_Goal_
Where a line contains the string "TypeScript", copy that line.
__________________________________________________
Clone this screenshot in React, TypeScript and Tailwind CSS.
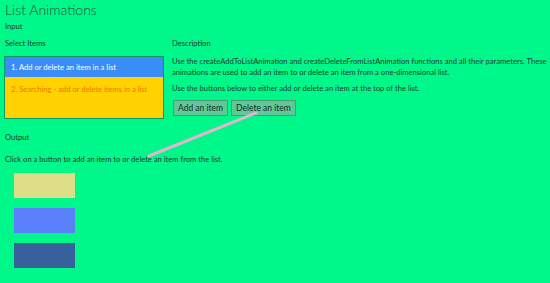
import React from 'react';

const items = [
  { label: '1. Add or delete an item in a list', className: 'bg-[#3a8cf8] text-white h-[20px] pt-[5px]' },
  { label: '2. Searching - add or delete items in a list', className: 'bg-[#ffd200] text-[#f07800] h-[41px] pt-[7px]' },
];

const outputBoxes = ['bg-[#dede86]', 'bg-[#5a80fa]', 'bg-[#38609c]'];

export default function App() {
  return (
    <div className="relative w-[550px] h-[283px] overflow-hidden bg-[#00f88a] text-[#1f3a2c] font-['Lato',sans-serif] text-[7.6px] leading-[11px]">
      <h1 className="pl-[5px] pt-[1px] text-[14px] leading-[18px] font-light text-[#2b4437]">List Animations</h1>
      <div className="pl-[5px] mt-[2px]">Input</div>

      <div className="flex mt-[6px]">
        <div className="w-[172px] shrink-0 pl-[5px]">
          <div>Select Items</div>
          <div className="mt-[7px] ml-[-1px] w-[160px] border border-[#0a9a60]">
            {items.map((item) => (
              <div key={item.label} className={`${item.className} px-[6px]`}>
                {item.label}
              </div>
            ))}
          </div>
        </div>

        <div className="flex-1 pr-[2px]">
          <div>Description</div>
          <p className="mt-[7px]">
            Use the createAddToListAnimation and createDeleteFromListAnimation functions and all their parameters. These
            animations are used to add an item to or delete an item from a one-dimensional list.
          </p>
          <p className="mt-[5px]">Use the buttons below to either add or delete an item at the top of the list.</p>
          <div className="flex gap-[3px] mt-[6px] ml-[1px]">
            <button className="h-[16px] px-[4px] text-[8.5px] bg-[#5fc898] border border-[#4c9a76] text-[#1a2a22]">Add an item</button>
            <button className="h-[16px] px-[4px] text-[8.5px] bg-[#5fc898] border border-[#4c9a76] text-[#1a2a22]">Delete an item</button>
          </div>
        </div>
      </div>

      <div className="pl-[5px] mt-[13px]">Output</div>
      <div className="pl-[5px] mt-[11px]">Click on a button to add an item to or delete an item from the list.</div>
      <div className="flex flex-col gap-[10px] pl-[14px] mt-[8px]">
        {outputBoxes.map((c) => (
          <div key={c} className={`${c} w-[61px] h-[25px]`} />
        ))}
      </div>

      <svg className="absolute left-0 top-0 pointer-events-none" width="550" height="283">
        <line x1="149" y1="156" x2="256" y2="113" stroke="#e2b4d2" strokeWidth="3" strokeLinecap="round" />
      </svg>
    </div>
  );
}
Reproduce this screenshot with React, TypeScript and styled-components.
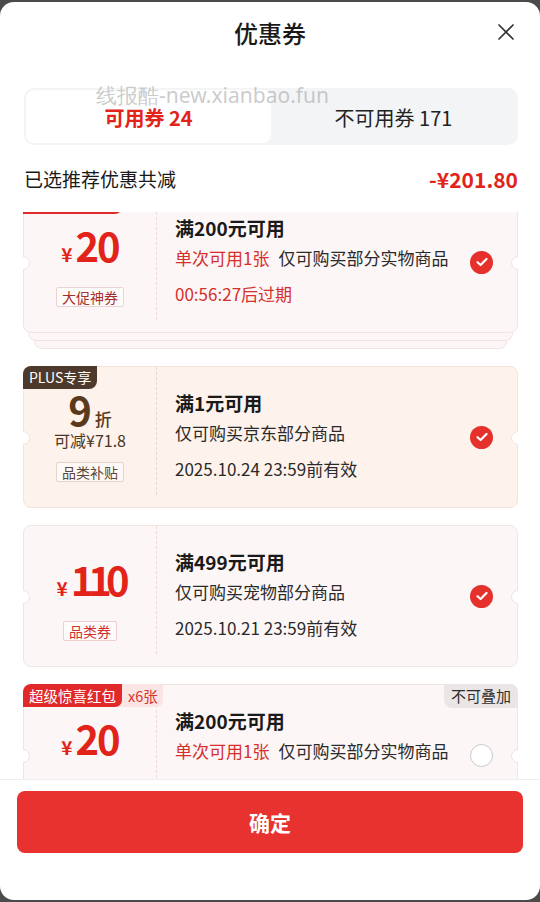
import styled, { createGlobalStyle, css } from 'styled-components';

const GlobalStyle = createGlobalStyle`
  body {
    margin: 0;
    background: #4b4b4b;
    font-family: "Noto Sans CJK SC", "Noto Sans", sans-serif;
    color: #1f1f1f;
  }
`;

const Sheet = styled.div`
  margin-top: 2px;
  height: 898px;
  background: #fff;
  border-radius: 14px;
  display: flex;
  flex-direction: column;
  overflow: hidden;
`;

const Header = styled.div`
  height: 60px;
  display: grid;
  grid-template-columns: 1fr auto 1fr;
  align-items: center;
`;

const Title = styled.div`
  grid-column: 2;
  font-size: 24px;
  font-weight: 500;
  color: #1a1a1a;
`;

const Close = styled.div`
  justify-self: end;
  margin-right: 26px;
  display: flex;
`;

const Tabs = styled.div`
  position: relative;
  margin: 26px 22px 0 24px;
  height: 57px;
  box-sizing: border-box;
  padding: 2px;
  background: #f3f4f6;
  border-radius: 10px;
  display: grid;
  grid-template-columns: 1fr 1fr;
`;

const Tab = styled.div<{ $active?: boolean }>`
  display: flex;
  align-items: center;
  justify-content: center;
  font-size: 20px;
  border-radius: 8px;
  padding-top: 2px;
  ${(p) =>
    p.$active
      ? css`
          background: #fff;
          color: #e2231a;
          font-weight: 700;
        `
      : css`
          color: #222;
        `}
`;

const Watermark = styled.div`
  position: absolute;
  left: 72px;
  top: -7px;
  font-size: 21px;
  color: rgba(160, 160, 160, 0.55);
  font-family: "Noto Sans", sans-serif;
  pointer-events: none;
`;

const Summary = styled.div`
  height: 67px;
  padding: 0 22px 0 24px;
  display: flex;
  align-items: center;
  justify-content: space-between;
  font-size: 19px;
  color: #1a1a1a;
`;

const Total = styled.span`
  color: #e2231a;
  font-weight: 700;
  font-size: 21px;
`;

const List = styled.div`
  flex: 1;
  overflow: hidden;
`;

const ListInner = styled.div`
  margin-top: -21px;
  padding: 0 22px 0 23px;
  display: flex;
  flex-direction: column;
`;

const Group = styled.div`
  margin-bottom: 17px;
`;

const tones = {
  red: { bg: '#fcf6f6', border: '#f4e3e3', line: '#ecd9d9' },
  gold: { bg: '#fdf2ec', border: '#f6e4da', line: '#ead7cc' },
};

type Tone = keyof typeof tones;

const Card = styled.div<{ $tone: Tone }>`
  position: relative;
  height: 142px;
  box-sizing: border-box;
  display: grid;
  grid-template-columns: 133px 1fr auto;
  background: ${(p) => tones[p.$tone].bg};
  border: 1px solid ${(p) => tones[p.$tone].border};
  border-radius: 8px;

  &::before,
  &::after {
    content: '';
    position: absolute;
    top: 64px;
    width: 12px;
    height: 12px;
    border-radius: 50%;
    background: #fff;
    border: 1px solid transparent;
    transform: rotate(45deg);
  }
  &::before {
    left: -8px;
    border-top-color: ${(p) => tones[p.$tone].border};
    border-right-color: ${(p) => tones[p.$tone].border};
  }
  &::after {
    right: -8px;
    border-bottom-color: ${(p) => tones[p.$tone].border};
    border-left-color: ${(p) => tones[p.$tone].border};
  }
`;

const StackLayer = styled.div<{ $inset: number }>`
  height: 8px;
  margin: 0 ${(p) => p.$inset}px;
  box-sizing: border-box;
  background: #fcf6f6;
  border: 1px solid #f4e3e3;
  border-top: none;
  border-radius: 0 0 8px 8px;
`;

const Left = styled.div<{ $top: number; $tone: Tone }>`
  display: flex;
  flex-direction: column;
  align-items: center;
  padding-top: ${(p) => p.$top}px;
  border-right: 1px dashed ${(p) => tones[p.$tone].line};
  margin-bottom: 12px;
`;

const Amount = styled.div`
  display: flex;
  align-items: baseline;
  color: #e2231a;
  font-weight: 700;
  height: 50px;
  line-height: 50px;
`;

const Yen = styled.span`
  font-size: 19px;
  margin-right: 3px;
`;

const Big = styled.span<{ $tight?: boolean }>`
  font-size: 40px;
  letter-spacing: ${(p) => (p.$tight ? '-6px' : '-2px')};
`;

const Discount = styled.div`
  display: flex;
  align-items: baseline;
  color: #5a3a1c;
  font-weight: 700;
  height: 40px;
  line-height: 40px;
`;

const DiscountNum = styled.span`
  font-size: 40px;
`;

const DiscountUnit = styled.span`
  font-size: 17px;
  font-weight: 500;
  margin-left: 3px;
`;

const Saving = styled.div`
  font-size: 16px;
  color: #4a3424;
  line-height: 22px;
`;

const tagTones = {
  promo: { color: '#a8302c', border: '#ead3d3' },
  gold: { color: '#5a4636', border: '#e4d5ca' },
  red: { color: '#d1322d', border: '#f0cfcd' },
};

const Tag = styled.div<{ $tone: keyof typeof tagTones; $gap: number }>`
  margin-top: ${(p) => p.$gap}px;
  height: 20px;
  line-height: 18px;
  box-sizing: border-box;
  padding: 0 5px;
  font-size: 14px;
  border-radius: 2px;
  color: ${(p) => tagTones[p.$tone].color};
  border: 1px solid ${(p) => tagTones[p.$tone].border};
  background: rgba(255, 255, 255, 0.5);
`;

const Info = styled.div`
  display: flex;
  flex-direction: column;
  justify-content: center;
  padding-left: 18px;
  padding-bottom: 2px;
`;

const Cond = styled.div`
  font-size: 19px;
  font-weight: 700;
  line-height: 30px;
  color: #1a1a1a;
`;

const Desc = styled.div`
  font-size: 17px;
  line-height: 30px;
  color: #2a2a2a;
  white-space: nowrap;
`;

const Limit = styled.span`
  color: #d5302b;
  margin-right: 9px;
`;

const Expire = styled.div<{ $red?: boolean }>`
  font-size: 17px;
  line-height: 30px;
  margin-top: 6px;
  color: ${(p) => (p.$red ? '#d5302b' : '#2a2a2a')};
`;

const Select = styled.div`
  display: flex;
  align-items: center;
  padding: 0 24px 0 10px;
`;

const Check = styled.div<{ $on?: boolean }>`
  width: 23px;
  height: 23px;
  box-sizing: border-box;
  border-radius: 50%;
  display: flex;
  align-items: center;
  justify-content: center;
  ${(p) =>
    p.$on
      ? css`
          background: #e5302c;
        `
      : css`
          border: 1.5px solid #c9c9c9;
          background: #fff;
        `}
`;

const CornerTag = styled.div`
  position: absolute;
  left: -1px;
  top: -1px;
  display: flex;
  height: 23px;
  font-size: 14.5px;
  line-height: 23px;
`;

const PlusTag = styled.div`
  background: #4e3a2c;
  color: #fff;
  padding: 0 6px;
  border-radius: 8px 0 8px 0;
  font-size: 14px;
`;

const RedTag = styled.div`
  position: relative;
  z-index: 1;
  background: #e1292a;
  color: #fff;
  padding: 0 6px;
  border-radius: 8px 0 7px 0;
`;

const CountTag = styled.div`
  background: #fbe4e4;
  color: #d8332e;
  padding: 0 5px 0 12px;
  border-radius: 0 0 7px 0;
  margin-left: -6px;
`;

const NoStack = styled.div`
  position: absolute;
  right: -1px;
  top: -1px;
  height: 24px;
  line-height: 24px;
  padding: 0 7px;
  font-size: 15px;
  color: #2e2e2e;
  background: #ebe6e6;
  border-radius: 0 8px 0 8px;
`;

const Footer = styled.div`
  border-top: 1px solid #eeeeee;
  padding: 11px 17px 0 17px;
  height: 121px;
  box-sizing: border-box;
`;

const Confirm = styled.div`
  height: 62px;
  border-radius: 8px;
  background: #e8322f;
  color: #fff;
  font-size: 21px;
  font-weight: 700;
  display: flex;
  align-items: center;
  justify-content: center;
`;

function CheckMark() {
  return (
    <svg width="12" height="10" viewBox="0 0 12 10">
      <path d="M1.5 5.2 4.6 8 10.5 2" fill="none" stroke="#fff" strokeWidth="2.2" strokeLinecap="round" strokeLinejoin="round" />
    </svg>
  );
}

function Money({ value, tight }: { value: string; tight?: boolean }) {
  return (
    <Amount>
      <Yen>¥</Yen>
      <Big $tight={tight}>{value}</Big>
    </Amount>
  );
}

export default function App() {
  return (
    <>
      <GlobalStyle />
      <Sheet>
        <Header>
          <Title>优惠券</Title>
          <Close>
            <svg width="16" height="16" viewBox="0 0 16 16">
              <path d="M1 1 15 15M15 1 1 15" stroke="#333" strokeWidth="1.7" strokeLinecap="round" />
            </svg>
          </Close>
        </Header>

        <Tabs>
          <Tab $active>可用券 24</Tab>
          <Tab>不可用券 171</Tab>
          <Watermark>线报酷-new.xianbao.fun</Watermark>
        </Tabs>

        <Summary>
          <span>已选推荐优惠共减</span>
          <Total>-¥201.80</Total>
        </Summary>

        <List>
          <ListInner>
            <Group>
              <Card $tone="red">
                <CornerTag>
                  <RedTag>超级惊喜红包</RedTag>
                </CornerTag>
                <Left $top={28} $tone="red">
                  <Money value="20" />
                  <Tag $tone="promo" $gap={17}>大促神券</Tag>
                </Left>
                <Info>
                  <Cond>满200元可用</Cond>
                  <Desc>
                    <Limit>单次可用1张</Limit>仅可购买部分实物商品
                  </Desc>
                  <Expire $red>00:56:27后过期</Expire>
                </Info>
                <Select>
                  <Check $on>
                    <CheckMark />
                  </Check>
                </Select>
              </Card>
              <StackLayer $inset={5} />
              <StackLayer $inset={11} />
            </Group>

            <Group>
              <Card $tone="gold">
                <CornerTag>
                  <PlusTag>PLUS专享</PlusTag>
                </CornerTag>
                <Left $top={22} $tone="gold">
                  <Discount>
                    <DiscountNum>9</DiscountNum>
                    <DiscountUnit>折</DiscountUnit>
                  </Discount>
                  <Saving>可减¥71.8</Saving>
                  <Tag $tone="gold" $gap={11}>品类补贴</Tag>
                </Left>
                <Info>
                  <Cond>满1元可用</Cond>
                  <Desc>仅可购买京东部分商品</Desc>
                  <Expire>2025.10.24 23:59前有效</Expire>
                </Info>
                <Select>
                  <Check $on>
                    <CheckMark />
                  </Check>
                </Select>
              </Card>
            </Group>

            <Group>
              <Card $tone="red">
                <Left $top={28} $tone="red">
                  <Money value="110" tight />
                  <Tag $tone="red" $gap={17}>品类券</Tag>
                </Left>
                <Info>
                  <Cond>满499元可用</Cond>
                  <Desc>仅可购买宠物部分商品</Desc>
                  <Expire>2025.10.21 23:59前有效</Expire>
                </Info>
                <Select>
                  <Check $on>
                    <CheckMark />
                  </Check>
                </Select>
              </Card>
            </Group>

            <Group>
              <Card $tone="red">
                <CornerTag>
                  <RedTag>超级惊喜红包</RedTag>
                  <CountTag>x6张</CountTag>
                </CornerTag>
                <NoStack>不可叠加</NoStack>
                <Left $top={28} $tone="red">
                  <Money value="20" />
                  <Tag $tone="promo" $gap={17}>大促神券</Tag>
                </Left>
                <Info>
                  <Cond>满200元可用</Cond>
                  <Desc>
                    <Limit>单次可用1张</Limit>仅可购买部分实物商品
                  </Desc>
                  <Expire $red>00:56:27后过期</Expire>
                </Info>
                <Select>
                  <Check />
                </Select>
              </Card>
            </Group>
          </ListInner>
        </List>

        <Footer>
          <Confirm>确定</Confirm>
        </Footer>
      </Sheet>
    </>
  );
}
__________________________________________________
_Complete output_
Clone this screenshot in React, TypeScript and Tailwind CSS.
Reproduce this screenshot with React, TypeScript and styled-components.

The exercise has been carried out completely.